Está de moda. Hoy discuten los legisladores si las niñas de doce años pueden abortar sin consultar a sus padres. Se discute si los adolescentes pueden pedir su cambio de sexo. Se escudan en la bandera del laicismo. Inculcan en las escuelas públicas que esa es la verdad, fuera de ninguna creencia. La verdad real, científica, inmutable, incuestionable. Como si eso que promueven no fuera también basado en creencias.
Hoy, los legisladores quieren dar poder a nuestros adolescentes, a nuestros niños, el poder de decidir sobre la vida y la muerte. El poder de llevar un capricho al extremo. El capricho del cambio de sexo o del asesinato de un niño. Como si no entendieran los caprichos de los adolescentes: hoy anhelan un tatuaje, mañana fumar marihuana, luego hacerse un piercing ¿y después?
Para reforzar la estupidez, los legisladores no sólo abogan por el derecho de los adolescentes a abortar, sino que además, estipulan un derecho que les permite viajar y divertirse. Por un lado los tratan como adultos y por otro, los tratan como idiotas, como niños mimados a los que deben darles permiso de "pasarla bien". Como si en la vida no tuvieran que luchar fuertemente por lo que quieren y anhelan, trabajar por lo que en verdad vale la pena.
Sigo a santa Teresa. Nada me turba. Nada me espanta. Tal vez antes, habría escrito de forma apasionada, dando cientos de argumentos teológicos acerca de la maldad del acto. Argumentos científicos que demostraran que los procesos hormonales de los adolescentes, no los hacen aptos para tomar decisiones que afecten el resto de sus vidas. Pero no voy a hacerlo. No porque me canse. A diario recibo comentarios de personas que atacan la verdad y respondo siempre con contundencia, aunque muchas personas no entiendan razones.
¿Qué importa la ley? Durante toda la historia, han existido gobernantes perversos que imponen leyes perversas. Leyes que afectan a la gran mayoría de las personas y que terminan aniquilando a las sociedades. Pero siempre han existido grupos de personas que optan por la moral y el sentido común que conlleva.
Amigos: No importa cuántas leyes se promulguen para promover que las mujeres aborten. No importa cuánto quieran convencer a nuestros adolescentes que las relaciones homosexuales les darán libertad y plenitud. Muy en el fondo, en esa soledad que todos tenemos; dentro de esa intimidad de la habitación en la que nadie puede entrar. En ese terrible silencio de la enfermedad, de la tristeza, de la oscuridad, donde reina la paz, sé que en cada persona que hoy proclama el aborto como la solución a los males de las mujeres embarazadas, que en cada persona convencida de encontrar la felicidad con una pareja del mismo sexo, siempre aparecerá la duda.

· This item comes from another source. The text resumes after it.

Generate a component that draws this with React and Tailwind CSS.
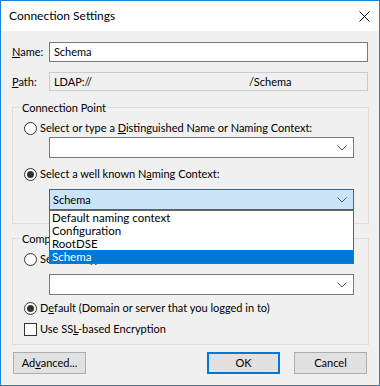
import React from 'react';

const Chevron = () => (
    <svg width="10" height="6" viewBox="0 0 10 6" className="shrink-0">
        <path d="M0.5 0.5 L5 5 L9.5 0.5" fill="none" stroke="#555" strokeWidth="1" />
    </svg>
);

const Radio = ({ checked }) => (
    <span className="flex h-[13px] w-[13px] shrink-0 items-center justify-center rounded-full border border-[#333] bg-white">
        {checked && <span className="h-[7px] w-[7px] rounded-full bg-[#333]" />}
    </span>
);

const Combo = ({ value, focused }) => (
    <div
        className={
            focused
                ? 'ml-[25px] flex h-[21px] w-[305px] items-center justify-between border border-[#0078d7] bg-[#cce4f7] pl-[3px] pr-[6px]'
                : 'ml-[25px] flex h-[21px] w-[305px] items-center justify-between border border-[#7a7a7a] bg-white pl-[3px] pr-[6px]'
        }
    >
        <span>{value}</span>
        <Chevron />
    </div>
);

const GroupLabel = ({ children }) => (
    <div className="-mt-[8px] -ml-[4px] h-[16px] w-fit bg-[#f0f0f0] px-[2px] leading-[16px]">{children}</div>
);

export default function App() {
    return (
        <div
            className="relative flex h-[386px] w-[380px] flex-col border border-[#1883d7] bg-[#f0f0f0] text-[11px] leading-[16px] text-black"
            style={{ fontFamily: 'Lato, sans-serif' }}
        >
            {/* title bar */}
            <div className="flex h-[30px] shrink-0 items-center justify-between bg-white pl-[8px] pr-[9px]">
                <span className="text-[12px]">Connection Settings</span>
                <svg width="11" height="11" viewBox="0 0 11 11">
                    <path d="M0.5 0.5 L10.5 10.5 M10.5 0.5 L0.5 10.5" stroke="#000" strokeWidth="1" />
                </svg>
            </div>

            <div className="flex flex-col px-[11px]">
                <div className="mt-[11px] flex items-center">
                    <span className="w-[37px]"><u>N</u>ame:</span>
                    <div className="flex h-[20px] w-[320px] items-center border border-[#7a7a7a] bg-white pl-[4px]">Schema</div>
                </div>
                <div className="mt-[10px] flex items-center">
                    <span className="w-[37px]"><u>P</u>ath:</span>
                    <div className="flex h-[19px] w-[320px] items-center border border-[#cccccc] bg-[#f0f0f0] pl-[4px]">
                        <span className="w-[195px]">LDAP://</span>
                        <span>/Schema</span>
                    </div>
                </div>

                {/* Connection Point */}
                <div className="mt-[16px] flex h-[117px] w-[357px] flex-col border border-[#dcdcdc] pl-[11px]">
                    <GroupLabel>Connection Point</GroupLabel>
                    <div className="mt-[4px] flex h-[16px] items-center gap-[3px]">
                        <Radio />
                        <span>Select or type a <u>D</u>istinguished Name or Naming Context:</span>
                    </div>
                    <div className="mt-[1px]"><Combo value="" /></div>
                    <div className="mt-[8px] flex h-[16px] items-center gap-[3px]">
                        <Radio checked />
                        <span>Select a well known N<u>a</u>ming Context:</span>
                    </div>
                    <div className="mt-[7px]"><Combo value="Schema" focused /></div>
                </div>

                {/* Computer */}
                <div className="mt-[14px] flex h-[107px] w-[357px] flex-col border border-[#dcdcdc] pl-[11px]">
                    <GroupLabel>Computer</GroupLabel>
                    <div className="mt-[4px] flex h-[16px] items-center gap-[3px]">
                        <Radio />
                        <span>Select or type a domain or server:</span>
                    </div>
                    <div className="mt-[7px]"><Combo value="" /></div>
                    <div className="mt-[5px] flex h-[16px] items-center gap-[3px]">
                        <Radio checked />
                        <span>D<u>e</u>fault (Domain or server that you logged in to)</span>
                    </div>
                    <div className="mt-[5px] flex h-[16px] items-center gap-[3px]">
                        <span className="h-[13px] w-[13px] shrink-0 border border-[#333] bg-white" />
                        <span>Use SS<u>L</u>-based Encryption</span>
                    </div>
                </div>

                {/* buttons */}
                <div className="mt-[7px] flex items-center pr-[1px]">
                    <button className="ml-[1px] h-[22px] w-[73px] border border-[#adadad] bg-[#e1e1e1]">Ad<u>v</u>anced...</button>
                    <button className="ml-auto h-[22px] w-[73px] border-2 border-[#0078d7] bg-[#e1e1e1]">OK</button>
                    <button className="ml-[14px] h-[22px] w-[73px] border border-[#adadad] bg-[#e1e1e1]">Cancel</button>
                </div>
            </div>

            {/* open dropdown list */}
            <div className="absolute left-[48px] top-[209px] flex w-[305px] flex-col border border-[#646464] bg-white text-[11.5px] leading-[13px]">
                <div className="h-[13px] pl-[2px]">Default naming context</div>
                <div className="h-[13px] pl-[2px]">Configuration</div>
                <div className="h-[13px] pl-[2px]">RootDSE</div>
                <div className="h-[13px] bg-[#0078d7] pl-[2px] text-white">Schema</div>
            </div>
        </div>
    );
}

Esa duda terrible que nos ataca a todos los que hacemos el mal. Esa duda que les hará preguntarse ¿y si ese bebé que llevo en el vientre me ama, me siente, me entiende? ¿Y si ese bebé será inteligente, bello, grandioso? ¿y si yo mereciera un príncipe azul o una princesa que me ame con plenitud? ¿Y si el único amor verdadero es ese amor fecundo que forma familias completas, llenas de hijos y de una pareja que se complementa en cuerpo y alma? ¿Y si todo por lo que he luchado es basura?
Unos tenemos la certeza. Quien promueve el mal siempre tendrá la duda. Sé que tengo que amar incluso al que promueve estupideces. Y lo amo, hasta el límite de la paciencia. Jamás juzgaré a la persona particular que decida un tipo de vida. En mi pecho siempre habrá un abrazo para ese hermano gay, esa amiga lesbiana, esa chica que abortó. Siempre habrá una palabra de aliento para el que la pida. Pero al mismo tiempo, siempre existirá la fe, el silencio de Aquél que conoce mis pensamientos. La paciencia del que espera millones de años para que aparezca una célula. Y por eso espero. Espero. Espero.